Now, it’s ready for a broader audience. He’s playing more shows and doing more promotional work. He’s been a featured act recently on the Houston music channel Long River Sessions and has a June 11 date at Last Concert Café.
“I kind of just believed for years if I just played really good gigs that a lot people would come and people would tell my story and people would care, and that sounds really cynical to say that they don’t care, but you know I’ve reached that age where I’ve learned you have to ask. You can’t be proud about it, you can’t be alone on your mountain and expect the world to come to you.”
Our hour is nearly up when we ask about the title track. Unlike lots of the songs listeners will hear on the album, Squier said “Good Conversations” formed pretty quickly.
“It’s just one of those songs that came like a lightning bolt. Like if you pick up your guitar and you just spit out the words and you’re like ‘Wow, I’ve got to write that down really quick.’ The line had a lot of meaning to me,” he said and tried to prose quote the lyrics, stumbled a bit and asked if he could just sing the line, which is always welcomed as far as this listener is concerned. He took a deep breath and sang.

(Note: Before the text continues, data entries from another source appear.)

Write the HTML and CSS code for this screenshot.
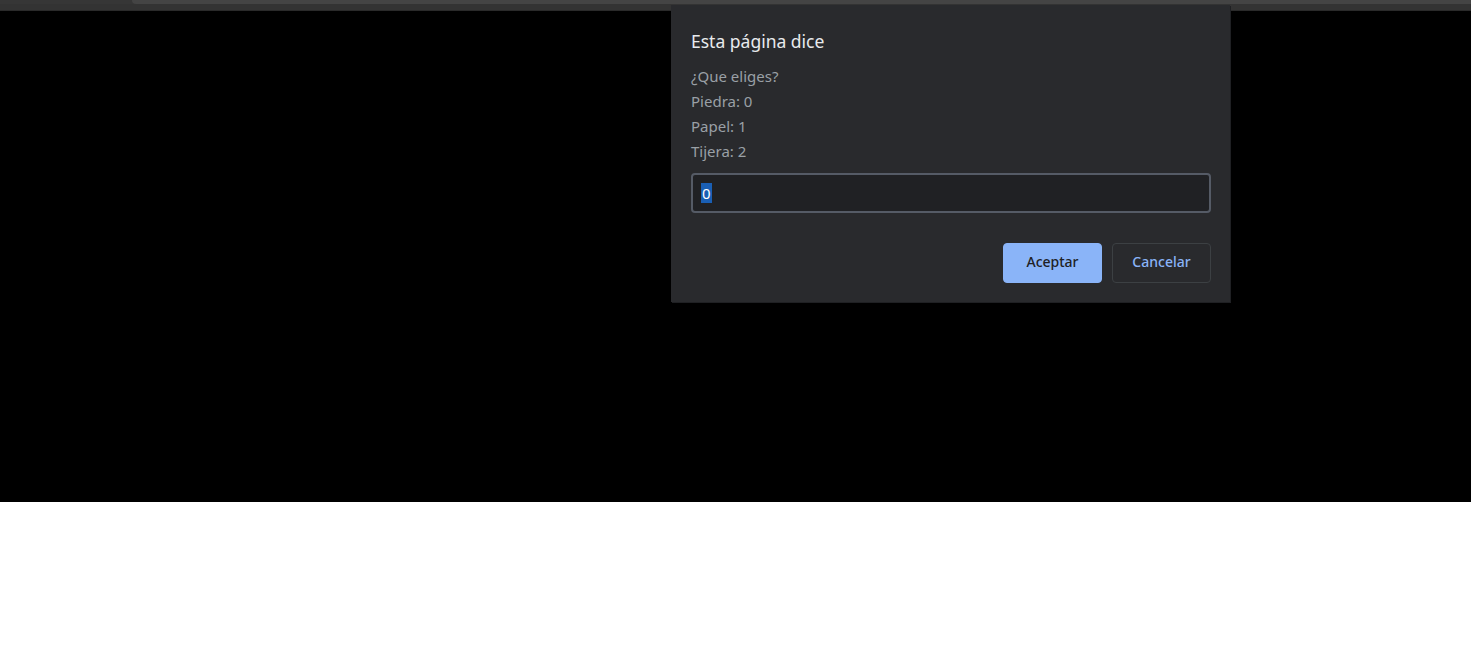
FILE: index.html
```html
<!DOCTYPE html>
<html lang="es">
<head>
<meta charset="utf-8">
<title>Piedra, papel o tijera</title>
<link rel="stylesheet" href="styles.css">
</head>
<body>
<div class="chrome">
  <div class="toolbar">
    <div class="toolbar-left"></div>
    <div class="omnibox"></div>
  </div>
  <div class="tabstrip"></div>
</div>
<main class="viewport"></main>
<div class="page-bottom"></div>

<div class="dialog" role="dialog">
  <h1 class="dialog-title">Esta página dice</h1>
  <div class="dialog-message">
    <p>¿Que eliges?</p>
    <p>Piedra: 0</p>
    <p>Papel: 1</p>
    <p>Tijera: 2</p>
  </div>
  <div class="dialog-input"><span class="sel">0</span></div>
  <div class="dialog-buttons">
    <button class="btn btn-primary">Aceptar</button>
    <button class="btn btn-secondary">Cancelar</button>
  </div>
</div>
</body>
</html>
```

FILE: styles.css
```css
html, body {
  margin: 0;
  padding: 0;
  background: #ffffff;
  font-family: "Noto Sans", "Open Sans", sans-serif;
}

.chrome {
  height: 11px;
  display: flex;
  flex-direction: column;
  background: #353535;
}

.toolbar {
  height: 4px;
  display: flex;
  background: #363636;
}

.toolbar-left {
  width: 132px;
}

.omnibox {
  flex: 1;
  background: #444444;
  border-bottom-left-radius: 8px;
}

.tabstrip {
  flex: 1;
  background: #333333;
  border-bottom: 1px solid #2a2a2a;
}

.viewport {
  display: block;
  height: 491px;
  background: #000000;
}

.page-bottom {
  height: 146px;
  background: #ffffff;
}

.dialog {
  position: absolute;
  left: 671px;
  top: 5px;
  width: 559px;
  height: 297px;
  box-sizing: border-box;
  background: #292a2d;
  padding: 24px 19px 20px 20px;
  box-shadow: 1px 1px 0 #1f2023;
}

.dialog-title {
  margin: 0;
  font-size: 17.5px;
  font-weight: 400;
  color: #e8eaed;
  line-height: 24px;
}

.dialog-message {
  margin-top: 11px;
  color: #9aa0a6;
  font-size: 15px;
}

.dialog-message p {
  margin: 0;
  line-height: 25px;
}

.dialog-input {
  margin-top: 9px;
  height: 40px;
  box-sizing: border-box;
  border: 2px solid #555b66;
  border-radius: 4px;
  background: #202124;
  display: flex;
  align-items: center;
  padding-left: 8px;
  font-size: 15px;
  color: #e8eaed;
}

.sel {
  background: #1a5fb4;
  color: #ffffff;
  line-height: 20px;
  padding: 0 1px;
}

.dialog-buttons {
  margin-top: 30px;
  display: flex;
  justify-content: flex-end;
  gap: 10px;
}

.btn {
  width: 99px;
  height: 40px;
  border-radius: 4px;
  font-family: "Noto Sans", "Open Sans", sans-serif;
  font-size: 14px;
  font-weight: 500;
  line-height: 18px;
  padding: 0 0 2px 0;
  cursor: pointer;
}

.btn-primary {
  background: #8ab4f8;
  border: 1px solid #8ab4f8;
  color: #202124;
}

.btn-secondary {
  background: #292a2d;
  border: 1px solid #3c4043;
  color: #8ab4f8;
}
```
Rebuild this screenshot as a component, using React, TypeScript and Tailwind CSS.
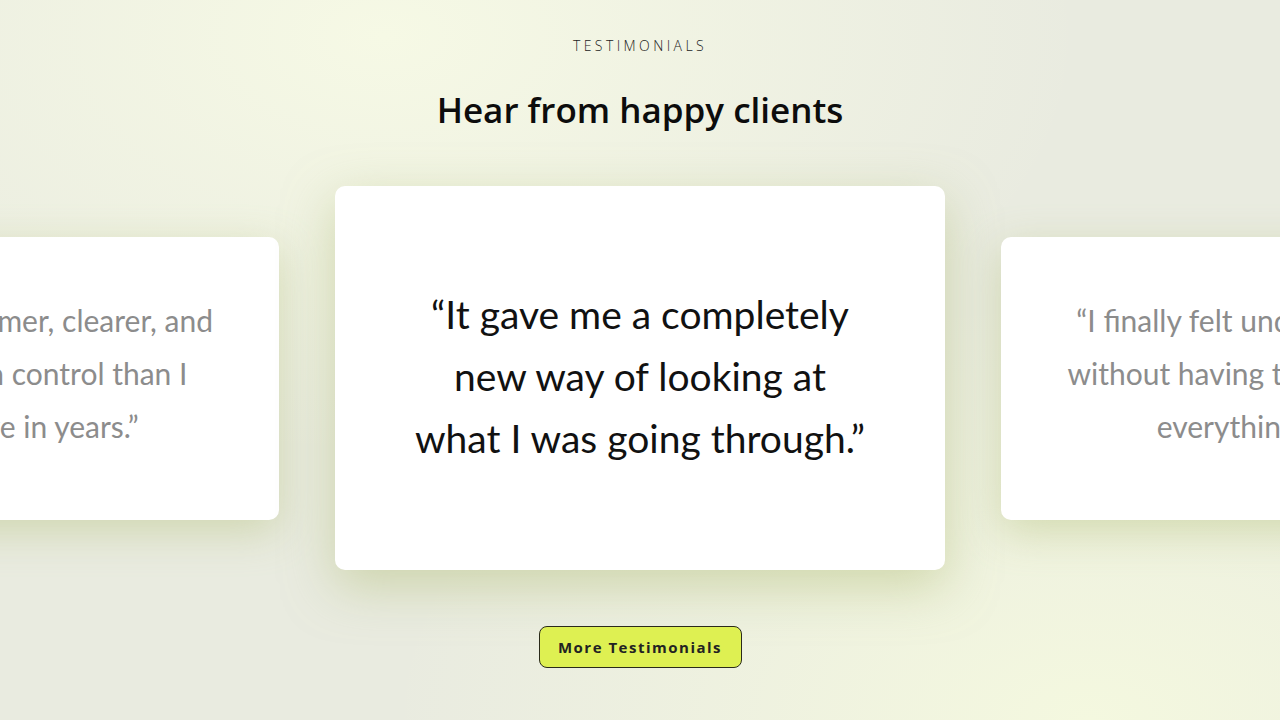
import React from 'react'

const quotes = [
  {
    lines: ['“I’m calmer, clearer, and', 'more in control than I', 'have in years.”'],
    side: true,
    firstLine: 'block whitespace-nowrap pl-[24px]',
  },
  {
    lines: ['“It gave me a completely', 'new way of looking at', 'what I was going through.”'],
    side: false,
    firstLine: 'block whitespace-nowrap',
  },
  {
    lines: ['“I finally felt understood', 'without having to explain', 'everything.”'],
    side: true,
    firstLine: 'block whitespace-nowrap',
  },
]

function QuoteCard({ lines, side, firstLine }: { lines: string[]; side: boolean; firstLine: string }) {
  return (
    <div
      className={
        side
          ? 'shrink-0 w-[466px] h-[283px] pb-[9px] rounded-[10px] bg-white flex items-center justify-center shadow-[0_12px_40px_rgba(178,190,120,0.45)]'
          : 'shrink-0 w-[610px] h-[384px] pb-[4px] rounded-[10px] bg-white flex items-center justify-center shadow-[0_16px_50px_rgba(178,190,120,0.5)]'
      }
    >
      <p
        className={
          side
            ? "text-center font-['Lato',sans-serif] text-[30px] leading-[53px] text-[#8c8c8c]"
            : "text-center font-['Lato',sans-serif] text-[39px] leading-[62px] text-[#111]"
        }
      >
        {lines.map((l, i) => (
          <span key={i} className={i === 0 ? firstLine : 'block whitespace-nowrap'}>
            {l}
          </span>
        ))}
      </p>
    </div>
  )
}

export default function App() {
  return (
    <div className="relative w-full h-[720px] overflow-hidden flex flex-col items-center bg-[#e9ebe0] bg-[radial-gradient(ellipse_700px_420px_at_30%_5%,#f6f9e5_0%,rgba(246,249,229,0)_100%),radial-gradient(ellipse_700px_420px_at_85%_100%,#f4f8df_0%,rgba(244,248,223,0)_100%)]">
      {/* Header */}
      <p className="mt-[38px] font-['Open_Sans',sans-serif] font-light text-[14px] leading-[16px] tracking-[3.4px] text-[#222]">
        TESTIMONIALS
      </p>
      <h2 className="mt-[36px] font-['Open_Sans',sans-serif] text-[35px] leading-[40px] font-semibold text-[#0c0c0c]">
        Hear from happy clients
      </h2>

      {/* Carousel */}
      <div className="mt-[56px] w-full flex items-center justify-center gap-[56px]">
        {quotes.map((q, i) => (
          <QuoteCard key={i} lines={q.lines} side={q.side} firstLine={q.firstLine} />
        ))}
      </div>

      <button className="mt-[56px] w-[203px] h-[42px] rounded-[8px] border border-[#2a2a1a] bg-[#def052] font-['Open_Sans',sans-serif] text-[15px] font-bold tracking-[1.5px] text-[#222]">
        More Testimonials
      </button>
    </div>
  )
}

“I had forgotten all that they taught me but found out that love is much more than just a sound whispered in the dark. Life is a spark that starts with good conversations.”
Patrick Squier Band will perform songs from Good Conversations Friday, May 12 at Pachinko Hut, 3700 Main, (behind the Continental Club) where doors open at 6 p.m. show at 7 p.m. $10.
And Sunday, June 11 at Last Concert Café, 1403 Nance, where doors open at 6 p.m., show at 7 p.m. 18+, $12-$15.